- [Instruction] Each line that holds the word "size" is to be identified and copied.

- [Data]
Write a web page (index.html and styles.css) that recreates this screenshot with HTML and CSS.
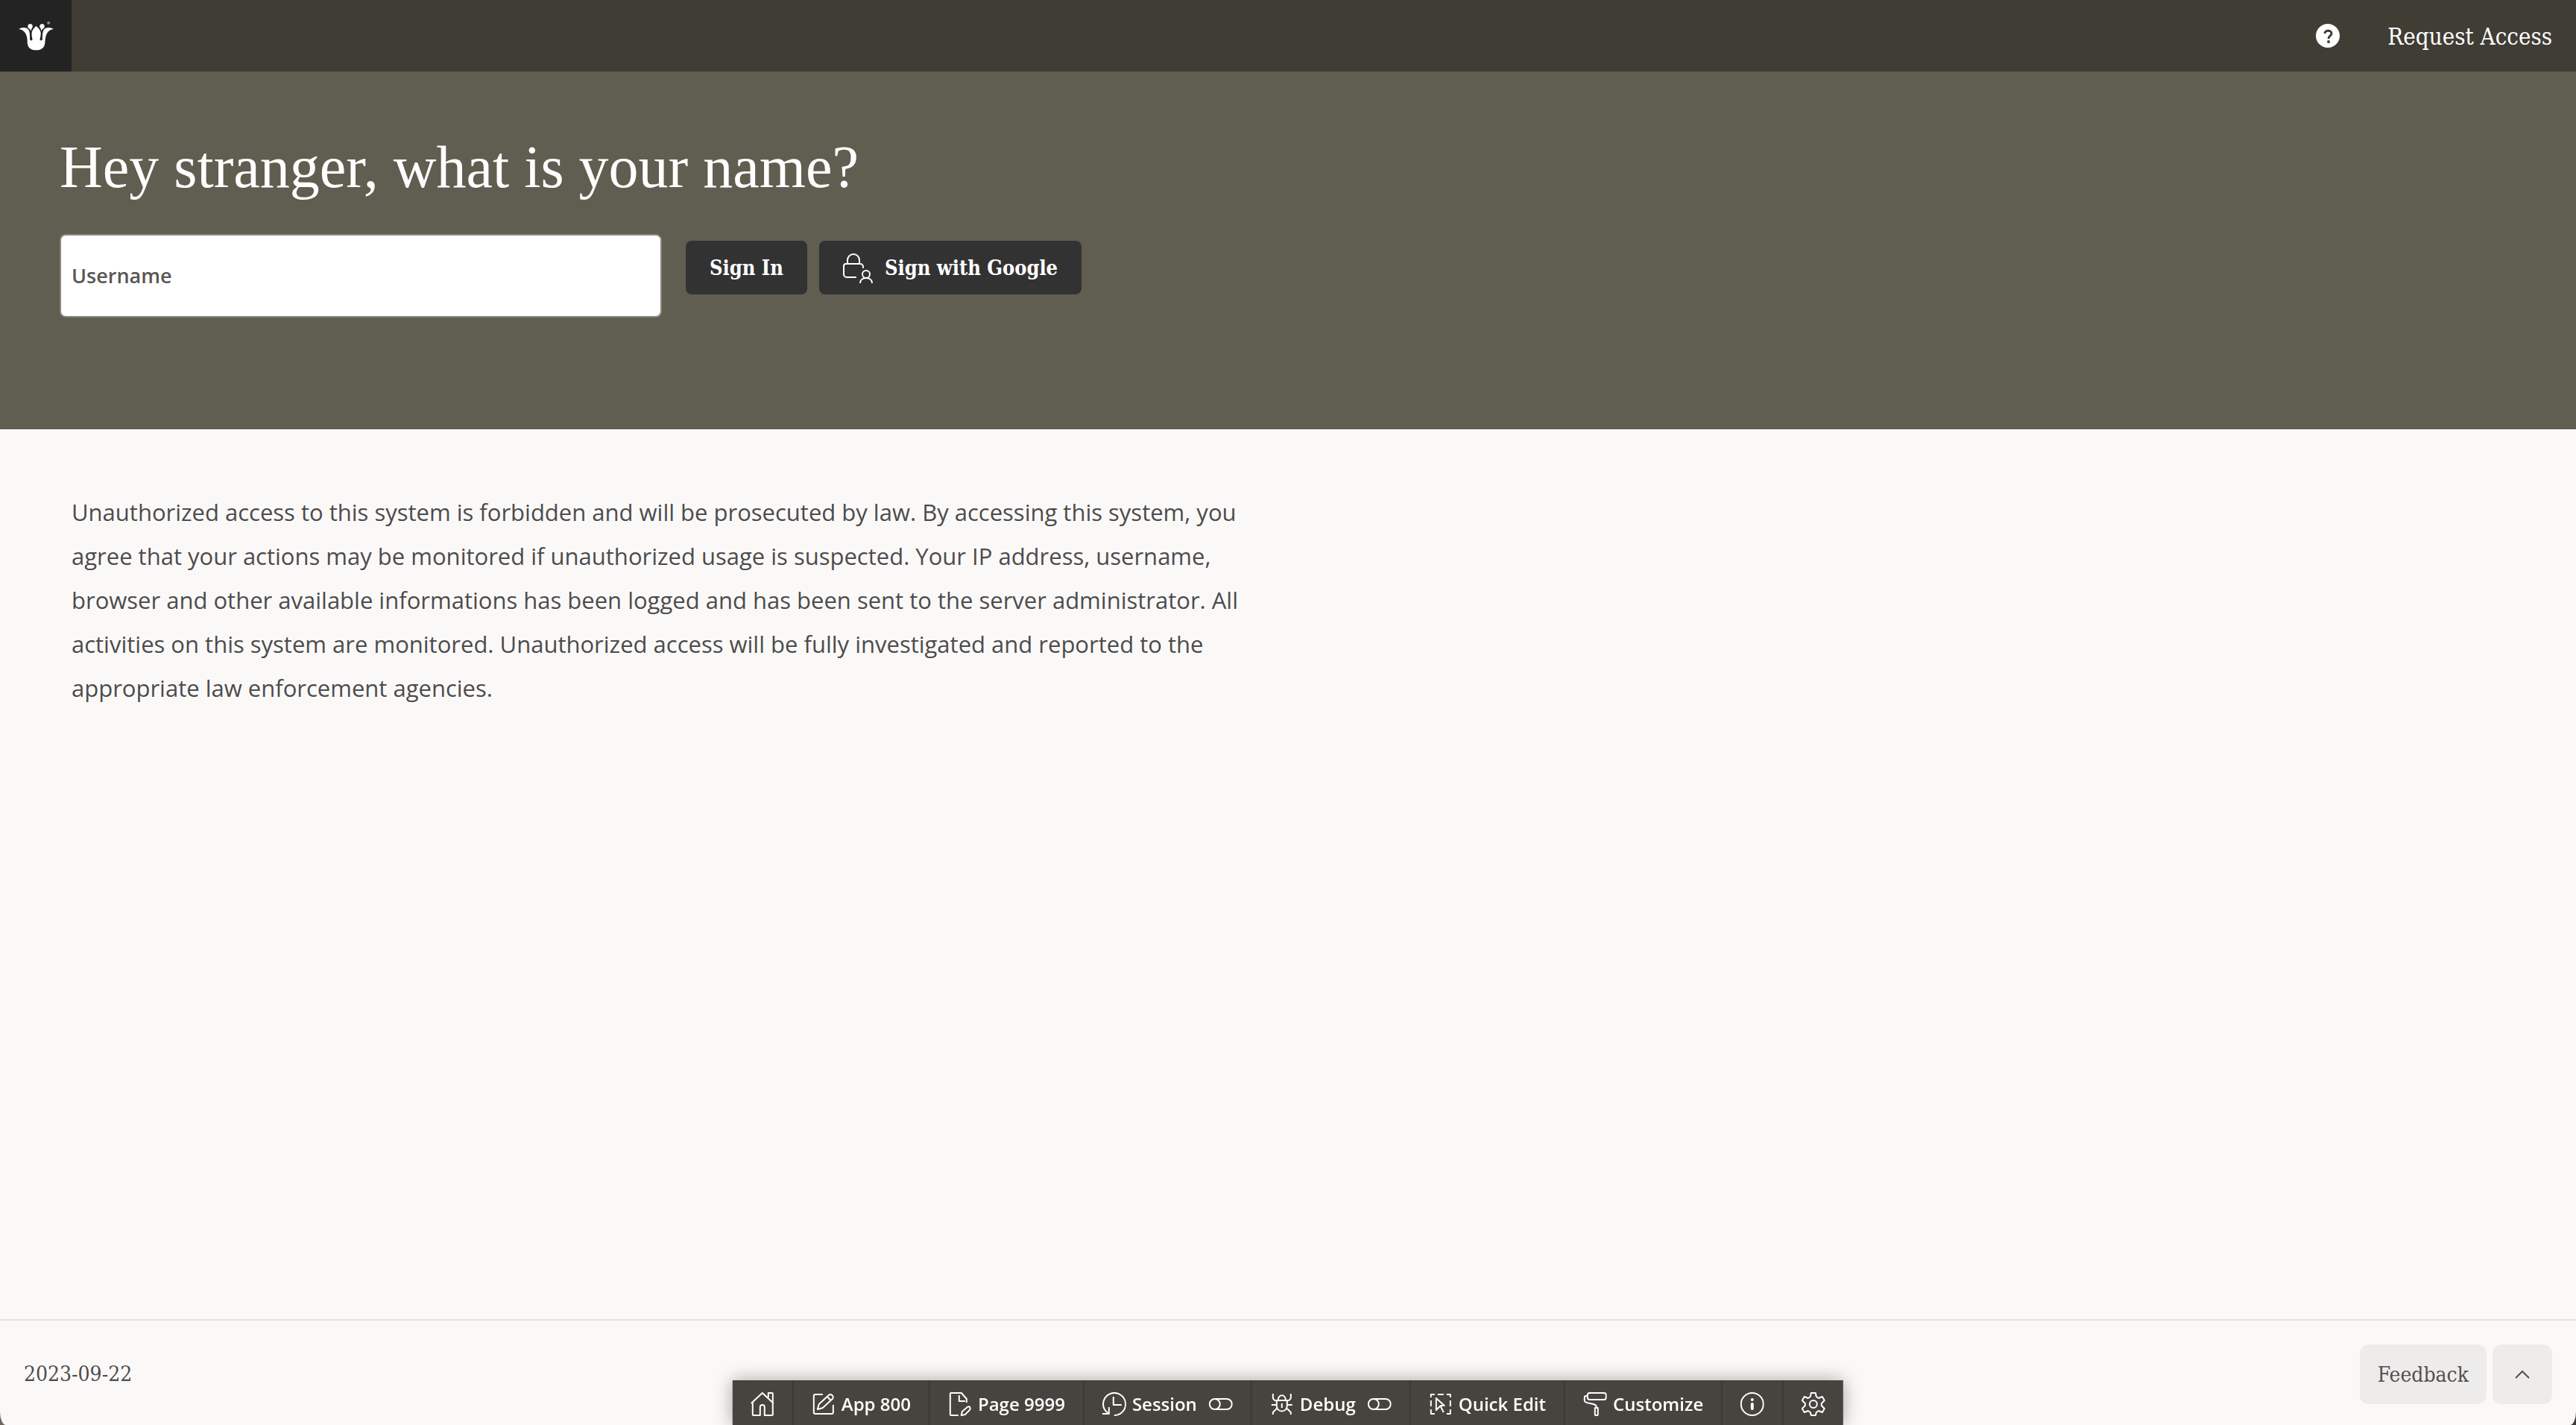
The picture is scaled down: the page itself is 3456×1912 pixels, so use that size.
FILE: index.html
```html
<!DOCTYPE html>
<html lang="en">
<head>
<meta charset="utf-8">
<meta name="viewport" content="width=device-width, initial-scale=1">
<title>Sign In</title>
<link rel="stylesheet" href="styles.css">
</head>
<body>
<div class="page">
  <header class="topbar">
    <a class="logo" href="#" aria-label="Home">
      <svg viewBox="74 80 140 120" aria-hidden="true">
        <path d="M74 113C84 107 97 105 107 110C118 116 119 128 119 156C119 160 129 160 129 156C128 145 124 134 127 124C131 112 138 106 144 101C150 106 158 112 162 124C165 134 160 145 159 156C159 160 168 160 169 156C169 128 171 116 181 110C191 105 204 107 214 113C198 115 186 126 182 146C180 156 180 164 179 172C176 190 162 198 144 198C126 198 112 190 109 172C108 164 109 156 107 146C103 126 90 115 74 113Z"/>
        <path d="M120 92a10 10 0 0 1 8 16c-3 4-4 7-4 14c-2-7-6-9-11-13a10 10 0 0 1 7-17ZM168 92a10 10 0 0 0-8 16c3 4 4 7 4 14c2-7 6-9 11-13a10 10 0 0 0-7-17Z"/>
        <circle class="logo-mark" cx="194" cy="88" r="6"/>
      </svg>
    </a>
    <nav class="topnav">
      <a class="help" href="#" aria-label="Help">
        <svg viewBox="0 0 32 32" aria-hidden="true">
          <circle cx="16" cy="16" r="16"/>
          <path d="M12 13c0-5 9-5 9 0c0 3-4 3-4 7"/>
          <circle class="help-dot" cx="17" cy="24" r="2"/>
        </svg>
      </a>
      <a class="request" href="#">Request Access</a>
    </nav>
  </header>

  <section class="hero">
    <h1 class="title">Hey stranger, what is your name?</h1>
    <form class="login">
      <div class="field">
        <input class="field-input" id="username" type="text">
        <label class="field-label" for="username">Username</label>
      </div>
      <div class="actions">
        <button class="btn" type="submit">Sign In</button>
        <button class="btn" type="button">
          <svg class="icon-lock" viewBox="0 0 40 40" aria-hidden="true">
            <path d="M6 14V9a8 8 0 0 1 16 0v5M27 19v-1a4 4 0 0 0-4-4H4a3 3 0 0 0-3 3v11a4 4 0 0 0 4 4h12"/>
            <circle cx="31" cy="28" r="5"/>
            <path d="M23 40c0-4 3-7 8-7s8 3 8 7"/>
          </svg>
          Sign with Google
        </button>
      </div>
    </form>
  </section>

  <main class="content">
    <p class="notice">Unauthorized access to this system is forbidden and will be prosecuted by law. By accessing this system, you agree that your actions may be monitored if unauthorized usage is suspected. Your IP address, username, browser and other available informations has been logged and has been sent to the server administrator. All activities on this system are monitored. Unauthorized access will be fully investigated and reported to the appropriate law enforcement agencies.</p>
  </main>

  <footer class="footer">
    <span>2023-09-22</span>
    <div class="footer-actions">
      <button class="soft" type="button">Feedback</button>
      <button class="soft soft-square" type="button" aria-label="Back to top">
        <svg viewBox="0 0 32 32" aria-hidden="true"><path d="M7 20l9-9l9 9"/></svg>
      </button>
    </div>
  </footer>
</div>

<div class="devbar">
  <button class="dev" type="button" aria-label="Home">
    <svg viewBox="0 0 32 32" aria-hidden="true"><path d="M1 15L16 1l15 14M3 14v16a1 1 0 0 0 1 1h9V20a3 3 0 0 1 6 0v11h10a1 1 0 0 0 1-1V14M24 7V1h5a1 1 0 0 1 1 1v11"/></svg>
  </button>
  <button class="dev" type="button">
    <svg viewBox="0 0 32 32" aria-hidden="true"><path d="M15 3H5a2 2 0 0 0-2 2v22a2 2 0 0 0 2 2h22a2 2 0 0 0 2-2V17M8 23l2-7L23 4c3-3 8 2 5 5L15 21ZM21 6l5 5"/></svg>
    App 800
  </button>
  <button class="dev" type="button">
    <svg viewBox="0 0 32 32" aria-hidden="true"><path d="M14 31H4a1 1 0 0 1-1-1V2a1 1 0 0 1 1-1h14l7 8v5M15 4v8h8M18 31l1-5l7-6c3-2 5 1 3 4l-6 6Z"/></svg>
    Page 9999
  </button>
  <button class="dev" type="button">
    <svg viewBox="0 0 32 32" aria-hidden="true"><path d="M16 31a15 15 0 1 0-13-8c2 3 4 5 6 6M9 20v9H0M15 6v11h11"/></svg>
    Session
    <svg class="toggle" viewBox="0 0 32 32" aria-hidden="true"><path d="M8 9h16a7 7 0 0 1 0 14H8a7 7 0 0 1 0-14a7 7 0 0 1 0 14"/></svg>
  </button>
  <button class="dev" type="button">
    <svg viewBox="0 0 32 32" aria-hidden="true"><path d="M9 11h14v7c0 10-14 10-14 0ZM11 11c0-9 10-9 10 0M16 15v6M2 17h7M23 17h7M4 2v5a4 4 0 0 0 5 4M28 2v5a4 4 0 0 1-5 4M4 30v-3l6-6M28 30v-3l-6-6"/></svg>
    Debug
    <svg class="toggle" viewBox="0 0 32 32" aria-hidden="true"><path d="M8 9h16a7 7 0 0 1 0 14H8a7 7 0 0 1 0-14a7 7 0 0 1 0 14"/></svg>
  </button>
  <button class="dev" type="button">
    <svg viewBox="0 0 32 32" aria-hidden="true"><path d="M3 7V3h5M12 3h8M24 3h5v4M29 11v8M29 23v6h-5M8 29H3v-6M3 11v8M10 8v16l4-4l2-2h5ZM16 19l4 8"/></svg>
    Quick Edit
  </button>
  <button class="dev" type="button">
    <svg viewBox="0 0 32 32" aria-hidden="true"><rect x="6" y="1" width="25" height="9" rx="3"/><path d="M6 5H4a2 2 0 0 0-2 2v4c0 6 16 2 16 9M16 21h4v9a1 1 0 0 1-1 1h-2a1 1 0 0 1-1-1Z"/></svg>
    Customize
  </button>
  <button class="dev" type="button" aria-label="Information">
    <svg viewBox="0 0 32 32" aria-hidden="true"><circle cx="16" cy="16" r="15"/><path class="thick" d="M16 16v6M16 10v0"/></svg>
  </button>
  <button class="dev" type="button" aria-label="Settings">
    <svg viewBox="0 0 32 32" aria-hidden="true"><circle cx="16" cy="16" r="5"/><path d="M13 1h6l1 5l3 2l5-2l3 5l-4 4v3l4 4l-3 5l-5-2l-3 2l-1 4h-6l-1-4l-3-2l-5 2l-3-5l4-4v-3l-4-4l3-5l5 2l3-2Z"/></svg>
  </button>
</div>
</body>
</html>
```

FILE: styles.css
```css
:root {
  --slab: "DejaVu Serif Condensed", "DejaVu Serif", serif;
  --sans: "Open Sans", "Noto Sans", sans-serif;
}

* {
  box-sizing: border-box;
}

html {
  background: linear-gradient(90deg, #6f6655, #3f3a36);
}

body {
  margin: 0;
  font-family: var(--sans);
  color: #4c4c4c;
}

button {
  border: 0;
  cursor: pointer;
}

a {
  color: inherit;
  text-decoration: none;
}

svg {
  flex: none;
  display: block;
}

.page {
  display: flex;
  flex-direction: column;
  min-height: 100vh;
  background: #fbf9f8;
  border-radius: 0 0 8px 8px / 0 0 18px 18px;
  overflow: hidden;
}

/* Top bar */
.topbar {
  display: flex;
  justify-content: space-between;
  height: 96px;
  background: #403d35;
  color: #fff;
}

.logo {
  display: flex;
  align-items: center;
  justify-content: center;
  width: 96px;
  background: #222322;
}

.logo svg {
  width: 47px;
  height: 40px;
  fill: #fff;
}

.logo .logo-mark {
  fill: #888;
}

.topnav {
  display: flex;
  align-items: center;
  gap: 64px;
  padding-right: 32px;
}

.help svg {
  width: 32px;
  height: 32px;
  fill: #fff;
}

.help path {
  fill: none;
  stroke: #403d35;
  stroke-width: 3;
}

.help .help-dot {
  fill: #403d35;
}

.request {
  padding-top: 2px;
  font: 31px/48px var(--slab);
}

/* Sign-in banner */
.hero {
  height: 480px;
  padding: 68px 80px;
  background: #605e51;
  color: #fff;
}

.title {
  margin: 0 0 30px;
  font: 80px/120px "Liberation Serif", serif;
}

.login {
  display: flex;
  align-items: flex-start;
  gap: 32px;
}

.field {
  position: relative;
  width: 808px;
}

.field-input {
  display: block;
  width: 100%;
  height: 112px;
  padding: 40px 16px 8px;
  border: 2px solid #8b8580;
  border-radius: 8px;
  background: #fff;
  font: 27px/40px var(--sans);
}

.field-label {
  position: absolute;
  left: 16px;
  top: 36px;
  font: 600 27px/40px var(--sans);
  color: #5b5652;
}

.actions {
  display: flex;
  gap: 16px;
  padding-top: 9px;
}

.btn {
  display: flex;
  align-items: center;
  gap: 16px;
  height: 72px;
  padding: 2px 32px 0;
  border-radius: 8px;
  background: #333232;
  color: #fff;
  font: bold 27px/40px var(--slab);
}

.icon-lock {
  width: 40px;
  height: 40px;
  fill: none;
  stroke: #fff;
  stroke-width: 2;
  stroke-linecap: round;
}

/* Notice */
.content {
  flex: 1;
  padding: 82px 96px;
}

.notice {
  max-width: 1600px;
  margin: 0;
  font-size: 31px;
  line-height: 59px;
}

/* Footer */
.footer {
  display: flex;
  align-items: center;
  justify-content: space-between;
  padding: 32px 32px 28px;
  border-top: 2px solid #e4e2df;
  font: 28px/40px var(--slab);
}

.footer-actions {
  display: flex;
  gap: 8px;
}

.soft {
  display: flex;
  align-items: center;
  justify-content: center;
  height: 80px;
  padding: 2px 24px 0;
  border-radius: 12px;
  background: #eeecea;
  color: #505050;
  font: 28px/40px var(--slab);
}

.soft-square {
  width: 80px;
}

.soft svg {
  width: 32px;
  height: 32px;
  fill: none;
  stroke: #505050;
  stroke-width: 2;
}

/* Developer toolbar */
.devbar {
  position: fixed;
  bottom: 0;
  left: 50%;
  transform: translateX(-50%);
  display: flex;
  background: #47433e;
  box-shadow: 0 0 24px rgba(0, 0, 0, 0.35);
}

.dev {
  display: flex;
  align-items: center;
  gap: 8px;
  height: 60px;
  padding: 4px 24px 0;
  border-right: 2px solid #3d3935;
  background: none;
  color: #fff;
  font: 600 24px/32px var(--sans);
  white-space: nowrap;
}

.dev:last-child {
  border-right: 0;
}

.dev svg {
  width: 32px;
  height: 32px;
  fill: none;
  stroke: #fff;
  stroke-width: 2;
  stroke-linejoin: round;
}

.dev .toggle {
  margin-left: 8px;
}

.dev .thick {
  stroke-width: 4;
  stroke-linecap: round;
}
```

- [Completed exercise]
The picture is scaled down: the page itself is 3456×1912 pixels, so use that size.
  font-size: 31px;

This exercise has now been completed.